サイト統合を決める前に、必ず「目的」を明確にする
複数のWebサイトを統合したいと思ったら、最初に統合後に期待する成果、すなわち目的を明確にしましょう。Webサイトを統合することで得られるメリットとして、例えば以下が挙げられます。
◆Webサイトを統合するメリット
・統一された企業イメージやメッセージのWeb発信
・Webサイトの保守・運用コストの削減
・ドメインおよびWebサーバの保守・運用コストの削減
もし、会社から「Webサイトを1つにまとめて!」という指示を受けた場合などには、最初に、Webサイトを統合する目的と得られる成果を明確にし、関係者と共有して検討するようにしましょう。
Webサイト統合の3つのデメリット
Webサイトを統合することで生じる可能性がある3つのデメリットを押さえておきましょう。当たり前のことかもしれませんが、デメリットとなり得ることを改めて認識することで、Webサイトの統合失敗を回避するとともに、統合後のチェックポイントとして役立つかもしれません。
デメリット①企業名あるいはサービス名の検索結果には1件しか表示されなくなる
筆者が以前勤務していた英会話スクールでは、統合前は3つのサービスごとにWebサイトを運営していました。
◆3つのサービスを異なるWebサイトで運営(イメージ)
・子ども向け英会話サイト(ドメインB)
・英語のお役立ちブログサイト(ドメインC)
そのため、Webブラウザでスクール名を指定して検索すると、検索順位の上位1~3位までに、自社のサービスサイトのページが表示されていました。しかし、Webサイトを1つに統合したことで、検索結果の表示画面には1位しか表示されなくなるため、検索結果画面内の占有率が低下し、2位以降には自社に直接関係のないサイトの情報が表示されるようになりました。
当たり前のように感じるかもしれませんが、検索結果画面を見ているユーザーが受ける印象が大きく変わることに注目すべきです。特に、スマホなどの画面の場合などでは、Webブラウザの検索結果に、自社のサービスラインナップのように表示されていたのが、画面内に他の情報も混在してくることになります。
もちろんユーザーの検索目的によって影響範囲は変わってきますが、現在運用している複数のWebサイトを1つに統合する場合には、企業名検索による検索結果画面の見え方が変わることを理解しておきましょう。
デメリット②複数のWebサイトの世界観が異なる場合、Webサイト上でのブランディングがしづらい
例えば、複数あるブランドの世界観やストーリーがそれぞれ異なる場合など、Webサイトを分けて運用するほうが適している場合があります。アパレルや化粧品などのECサイトでは、ブランドごとにドメインを分けて運営している事例も多いです。

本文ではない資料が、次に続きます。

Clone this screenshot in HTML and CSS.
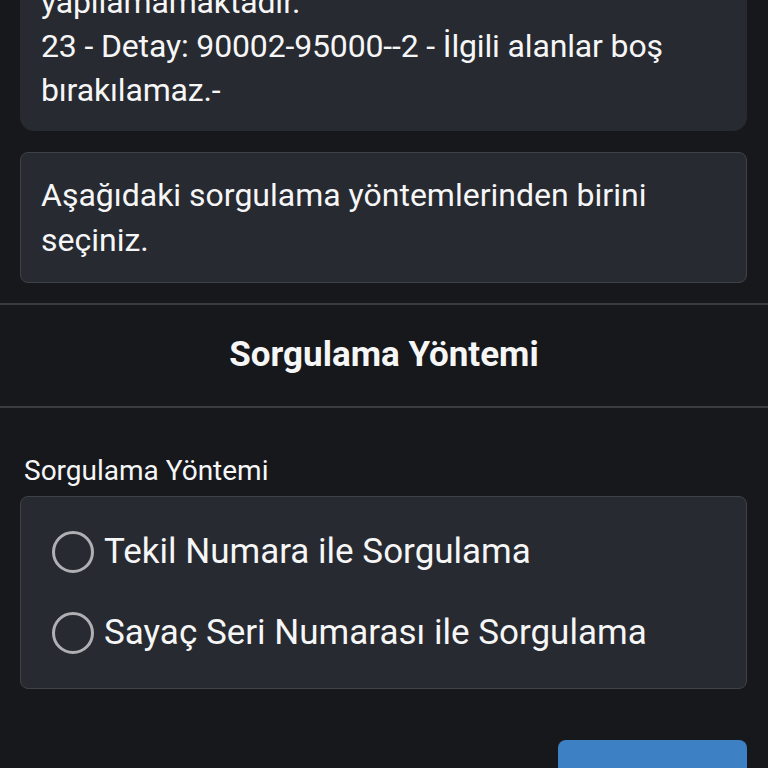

複数の異なるブランドイメージを統合して表現しようとすると、Webサイトが煩雑になります。また、コンセプトが正反対であったり、ターゲット層が全く異なっていたりする場合には、ブランド戦略を無視することにもつながり、ファンが離れてしまう可能性もあります。
デメリット③障害時にすべてのWebサービスが提供できなくなる
Webサイトを1つに統合することで、障害時にはすべてのWebサービスを提供できなくなる可能性があります。
国内の家具・インテリア大手企業のニトリでは、2015年のECサイトリニューアル時に障害が発生し、数日間にわたってECサイトがダウンしたことがありました。同社はその間、ECサイトのトップページで「楽天市場」での購入を呼びかけることで、購入機会の損失をカバーしました。
このようにECサイトやお問い合わせサイトなど、売上に直接影響する可能性が高いWebサイトでは、万一の障害時のバックアップとなるチャネルを考慮しておくことが大切です。
参考:ねとらぼ「ニトリ公式通販サイトがダウン、復旧の目処たたず →『楽天で買って』と異例の呼びかけ」(2015年6月22日掲載)
まとめ
Webサイトの統合を検討する際には、必ず目的を明確にする必要があります。メリットとデメリットを洗い出した上で、本当に統合すべきかどうかを見極めましょう。今回紹介した3つのデメリットへの対応策を持たずに統合してしまうと、思いがけない損失を招くことにもなりかねません。
◆Webサイト統合時の3つのデメリット
✓ブランディング
✓障害時の冗長性
例えばグローバル企業の場合などでは、本社の意向でWebサイトを統合あるいは縮小せざるを得ないケースもあるでしょう。そのような場合でも、従来から変化するポイントとそれに伴う影響を把握し、対応方針を準備しておくことが重要です。